The shame, and joy, of doing nothing!
I have a confession to make.
I did nothing today.
Well that is not quite true. I did do some things. I showered. I emptied the dishwasher. I ate. I watched TV. I actually went outside and turned on the water sprinkler.
But did I meet the Facebook criteria of doing something? Did I build a deck, or bake a cake or wash my car? Nope, nope, and nope. So technically, I did nothing because I have nothing to brag about.
Maybe that should be something to brag about.
But it was not easy. The idleness came with a price tag. A nice dose of self-shame. Crazy! Why do I feel guilty about doing nothing? Why do I feel I need to busy – like the ant instead of the grasshopper? Does busy ever end? I mean, there is always the sense of satisfaction in doing things, but it is never like I get any closer to getting everything done. Every time I finish something, there is always another thing surfacing…it is like the Three-Headed Hydra: my list gets longer as each completed task seems to spawn two more!
And I tell you, being busy takes effort. There is always something to fill the time – something to tighten because it’s loose, to glue because its broken, clean because it is dirty, polish because its dull, cut because its long, empty because its full, fill because it’s empty…the list can go on forever and ever.

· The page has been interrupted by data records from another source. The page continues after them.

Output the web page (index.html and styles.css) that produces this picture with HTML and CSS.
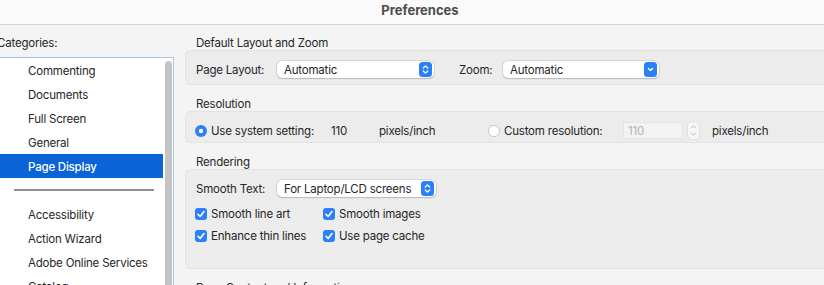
FILE: index.html
```html
<!DOCTYPE html>
<html>
<head>
<meta charset="utf-8">
<title>Preferences</title>
<link rel="stylesheet" href="styles.css">
</head>
<body>
<div class="window">
  <header class="titlebar">Preferences</header>
  <div class="main">
    <aside class="sidebar">
      <div class="cat-label">Categories:</div>
      <div class="listbox">
        <ul class="items">
          <li class="item">Commenting</li>
          <li class="item">Documents</li>
          <li class="item">Full Screen</li>
          <li class="item">General</li>
          <li class="item selected">Page Display</li>
          <li class="sep"><span class="sep-line"></span></li>
          <li class="item">Accessibility</li>
          <li class="item">Action Wizard</li>
          <li class="item">Adobe Online Services</li>
          <li class="item">Catalog</li>
        </ul>
        <div class="track"><div class="thumb"></div></div>
      </div>
    </aside>

    <section class="panel">
      <div class="group">
        <div class="group-label">Default Layout and Zoom</div>
        <div class="box box-layout">
          <div class="row">
            <span class="field-label">Page Layout:</span>
            <div class="popup popup-layout">
              <span class="popup-text">Automatic</span>
              <svg class="popup-btn" width="13" height="15" viewBox="0 0 13 15"><rect width="13" height="15" rx="3.5" fill="#2a80f7"/><path d="M4.3 6 L6.5 3.9 L8.7 6 M4.3 9 L6.5 11.1 L8.7 9" stroke="#fff" stroke-width="1.3" fill="none" stroke-linecap="round" stroke-linejoin="round"/></svg>
            </div>
            <span class="zoom-label">Zoom:</span>
            <div class="popup popup-zoom">
              <span class="popup-text">Automatic</span>
              <svg class="popup-btn" width="13" height="15" viewBox="0 0 13 15"><rect width="13" height="15" rx="3.5" fill="#2a80f7"/><path d="M4.4 6.4 L6.5 8.5 L8.6 6.4" stroke="#fff" stroke-width="1.4" fill="none" stroke-linecap="round" stroke-linejoin="round"/></svg>
            </div>
          </div>
        </div>
      </div>

      <div class="group">
        <div class="group-label">Resolution</div>
        <div class="box box-res">
          <div class="row">
            <svg class="radio" width="12" height="12" viewBox="0 0 12 12"><circle cx="6" cy="6" r="6" fill="#2a80f7"/><circle cx="6" cy="6" r="2.2" fill="#fff"/></svg>
            <span class="res-sys">Use system setting:</span>
            <span class="res-val">110</span>
            <span class="res-unit1">pixels/inch</span>
            <svg class="radio" width="12" height="12" viewBox="0 0 12 12"><circle cx="6" cy="6" r="5.6" fill="#fff" stroke="#bdbdbd" stroke-width="0.8"/></svg>
            <span class="res-custom">Custom resolution:</span>
            <div class="textfield">110</div>
            <svg class="stepper" width="13" height="19" viewBox="0 0 13 19"><rect x="0.5" y="0.5" width="12" height="18" rx="4" fill="#f6f6f6" stroke="#e0e0e0"/><path d="M4.2 7 L6.5 4.7 L8.8 7 M4.2 12 L6.5 14.3 L8.8 12" stroke="#bcbcbc" stroke-width="1" fill="none" stroke-linecap="round" stroke-linejoin="round"/></svg>
            <span class="res-unit2">pixels/inch</span>
          </div>
        </div>
      </div>

      <div class="group">
        <div class="group-label">Rendering</div>
        <div class="box box-render">
          <div class="row">
            <span class="field-label">Smooth Text:</span>
            <div class="popup popup-text-sel">
              <span class="popup-text">For Laptop/LCD screens</span>
              <svg class="popup-btn" width="13" height="15" viewBox="0 0 13 15"><rect width="13" height="15" rx="3.5" fill="#2a80f7"/><path d="M4.3 6 L6.5 3.9 L8.7 6 M4.3 9 L6.5 11.1 L8.7 9" stroke="#fff" stroke-width="1.3" fill="none" stroke-linecap="round" stroke-linejoin="round"/></svg>
            </div>
          </div>
          <div class="checks">
            <label class="check"><svg width="12" height="12" viewBox="0 0 12 12"><rect width="12" height="12" rx="3" fill="#2a80f7"/><path d="M3 6.3 L5.1 8.5 L9 3.6" stroke="#fff" stroke-width="1.6" fill="none" stroke-linecap="round" stroke-linejoin="round"/></svg><span>Smooth line art</span></label>
            <label class="check"><svg width="12" height="12" viewBox="0 0 12 12"><rect width="12" height="12" rx="3" fill="#2a80f7"/><path d="M3 6.3 L5.1 8.5 L9 3.6" stroke="#fff" stroke-width="1.6" fill="none" stroke-linecap="round" stroke-linejoin="round"/></svg><span>Smooth images</span></label>
            <label class="check"><svg width="12" height="12" viewBox="0 0 12 12"><rect width="12" height="12" rx="3" fill="#2a80f7"/><path d="M3 6.3 L5.1 8.5 L9 3.6" stroke="#fff" stroke-width="1.6" fill="none" stroke-linecap="round" stroke-linejoin="round"/></svg><span>Enhance thin lines</span></label>
            <label class="check"><svg width="12" height="12" viewBox="0 0 12 12"><rect width="12" height="12" rx="3" fill="#2a80f7"/><path d="M3 6.3 L5.1 8.5 L9 3.6" stroke="#fff" stroke-width="1.6" fill="none" stroke-linecap="round" stroke-linejoin="round"/></svg><span>Use page cache</span></label>
          </div>
        </div>
      </div>

      <div class="group">
        <div class="group-label">Page Content and Information</div>
      </div>
    </section>
  </div>
</div>
</body>
</html>
```

FILE: styles.css
```css
* { box-sizing: border-box; }
html, body {
  margin: 0;
  padding: 0;
  background: #f4f4f4;
}
body {
  font-family: "Inter", "Liberation Sans", sans-serif;
  font-size: 11.5px;
  letter-spacing: -0.2px;
  color: #262626;
  overflow: hidden;
}
.window {
  width: 824px;
  height: 285px;
  overflow: hidden;
  display: flex;
  flex-direction: column;
}
.titlebar {
  height: 25px;
  flex: none;
  background: #fafafa;
  border-bottom: 1px solid #d6d6d6;
  text-align: center;
  padding-left: 16px;
  font-size: 13px;
  letter-spacing: 0;
  font-weight: 700;
  color: #4d4d4d;
  line-height: 21px;
}
.main {
  flex: 1;
  display: flex;
  min-height: 0;
}
.sidebar {
  flex: none;
  width: 174px;
  display: flex;
  flex-direction: column;
  padding-top: 11px;
}
.cat-label {
  height: 14px;
  line-height: 15px;
  margin-left: -3px;
  white-space: nowrap;
}
.listbox {
  margin-top: 7px;
  flex: 1;
  display: flex;
  background: #fff;
  border-top: 1px solid #a9c5e6;
  border-right: 1px solid #a9c5e6;
}
.items {
  list-style: none;
  margin: 0;
  padding: 0;
  width: 163px;
  flex: none;
}
.item {
  height: 24px;
  line-height: 24px;
  padding-top: 1px;
  padding-left: 28px;
  white-space: nowrap;
}
.item.selected {
  background: #0b63d8;
  color: #fff;
  font-weight: 500;
}
.sep {
  height: 24px;
  display: flex;
  align-items: center;
  padding-left: 14px;
}
.sep-line {
  display: block;
  width: 140px;
  height: 2px;
  background: #909090;
}
.track {
  flex: 1;
  padding: 3px 1px 0 2px;
}
.thumb {
  width: 7px;
  height: 400px;
  border-radius: 4px;
  background: #c4c4c4;
}
.panel {
  flex: 1;
  padding-top: 11px;
  padding-left: 11px;
  min-width: 0;
}
.group {
  margin-bottom: 12px;
}
.group-label {
  height: 14px;
  line-height: 15px;
  padding-left: 11px;
  white-space: nowrap;
}
.box {
  background: #ececec;
  border: 1px solid #e2e2e2;
  border-right: none;
  border-radius: 6px 0 0 6px;
  margin-right: -10px;
  padding-left: 10px;
}
.row {
  display: flex;
  align-items: center;
  white-space: nowrap;
}
.box-layout {
  height: 35px;
  padding-top: 10px;
}
.box-layout .row,
.box-render .row {
  height: 17px;
}
.field-label {
  width: 81px;
  flex: none;
  padding-top: 1px;
}
.popup {
  height: 17px;
  background: #fff;
  border-radius: 5px;
  box-shadow: 0 0 0 0.5px rgba(0, 0, 0, 0.18), 0 1px 1.5px rgba(0, 0, 0, 0.14);
  display: flex;
  align-items: center;
  padding-left: 7px;
  padding-right: 2px;
  flex: none;
}
.popup-text {
  flex: 1;
}
.popup-btn {
  display: block;
  flex: none;
}
.popup-layout { width: 157px; }
.popup-zoom { width: 156px; }
.popup-text-sel { width: 159px; }
.zoom-label {
  margin-left: 25px;
  width: 44px;
  flex: none;
  padding-top: 1px;
}
.box-res {
  height: 32px;
  padding-top: 9px;
  padding-left: 9px;
}
.box-res .row { height: 19px; }
.radio {
  display: block;
  flex: none;
  margin-right: 4px;
}
.res-sys { width: 120px; flex: none; }
.res-val { width: 48px; flex: none; }
.res-unit1 { width: 109px; flex: none; }
.res-custom { width: 119px; flex: none; }
.textfield {
  width: 60px;
  height: 17px;
  line-height: 16px;
  background: #f3f3f3;
  border: 1px solid #e4e4e4;
  color: #b4b4b4;
  padding-left: 4px;
  flex: none;
}
.stepper {
  display: block;
  flex: none;
  margin-left: 4px;
  margin-right: 12px;
}
.box-render {
  height: 100px;
  padding-top: 10px;
}
.checks {
  display: grid;
  grid-template-columns: 128px auto;
  grid-auto-rows: 22px;
  margin-top: 6px;
  margin-left: -1px;
}
.check {
  display: flex;
  align-items: center;
  white-space: nowrap;
}
.check svg {
  display: block;
  flex: none;
  margin-right: 4px;
}
```
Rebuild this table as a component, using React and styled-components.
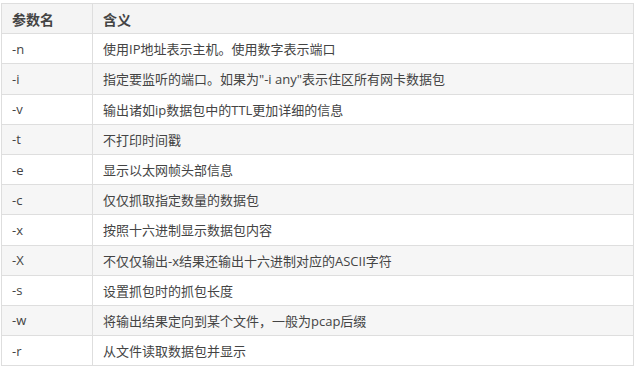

All of us that have come out of the long winter hibernation know that the brief period between “snow thaw” and “mosquito season gets busy. (I think it is called spring – a time where Canadians don shorts and flip-flops at a balmy 6*C.) You know the to-do list…thatching and weeding and fertilising and planting and mowing and gutter-cleaning, organising, vetting, discarding, washing, cleaning, assembling etcetera. And no one wants to be the home-owner who brings down the neighbourhood property values with the huge dandelion farm, or the lawn that looks like a grade school baseball diamond. So I will admit that there has been a tiny degree of panic and stress because I needed to get a few things done or yard will continue to look trashy, the garage will stay chaotic, or the summer clothes reamin buried under boxes and boxes. There is so much that should be, or really “could be”, done.
But let’s park the whole spring-thing aside. The spring clean and renewal will happen eventually – hopefully before Labour Day…
I have to ask, “Why is ‘being busy’ my default setting?” Why am I embarrassed to do absolutely nothing productive? And when did I forget how to relax idly? Even calming things, like running or biking, seem to have become agenda items. Why do I plan my “down time” and not just let whatever is going to happen, just happen? And it seems like I am not alone – check out all the Facebook statuses – full of accomplishments and activities and running around and getting things done. Rarely do I see the status, “I did sweet FA this weekend, and I am good with that!”
I remember being a kid, bouncing from activity to activity carelessly. One minute it was staring at the clouds, the next examining the anthill, then a game of hide-and-go-seek, then my paper route, then a game of street hockey or soccer or touch football, and then homework and a bit of TV, and then bed, all the while looking forward to the next day full of who-knew-what!
And today, things have changed now that I am almost half a century old (ouch!). Let me think about it…oh yeah, responsibility, reliability, dependability, accountability. All those translating to timings and deadlines and tasks and task reminders and “to do” lists. It means not letting down the side and not being the point of failure, the choke point. or the weakest link. It means checking and rechecking and confirming and rescheduling and prioritising and eventually, completing.
And what if it that has been a part of your life for 30-odd years? What if paying attention to detail and ensuring the equipment is ready for its next use, that the car is full of fuel before the big trip, or the clothes are laid out the night before to save time, is part of your being? What if your whole life has been an exercise in finding time and maximising concurrent activity and minimising effort expended?
I guess it means that it is hard to relax.
Not impossible, but hard. It takes a few days to get into vacation mode. It means accepting that things might not get done. That the lawn will be weedy for one more week and that I will have to dig through the Rubbermaid totes in the garage for my favourite pair of cargo shorts.
So today, I took my first step at doing nothing. I was able to sit around and take control of the big screen and eat leftovers and basically chill. It was great. It wasn’t completely blissful – I did have the inevitable pangs of guilt: yes, I thought about the lawn (rationalising that the seeding I did last week was too fragile to be mowed); I shuddered at the winter disorganisation as I tossed the empty pop cans into the garage recycling bins. But I fought through the shame and managed to find my way back to the man-cave and Lucky Slevin. I made my peace…
And to quote the sage Dr Seuss, once you make that peace, “Oh, the places you’ll go! There is fun to be done!” So let the fun begin.
And as for those other things, I’ll get them done later. When there is nothing good on TV, or the internet ends.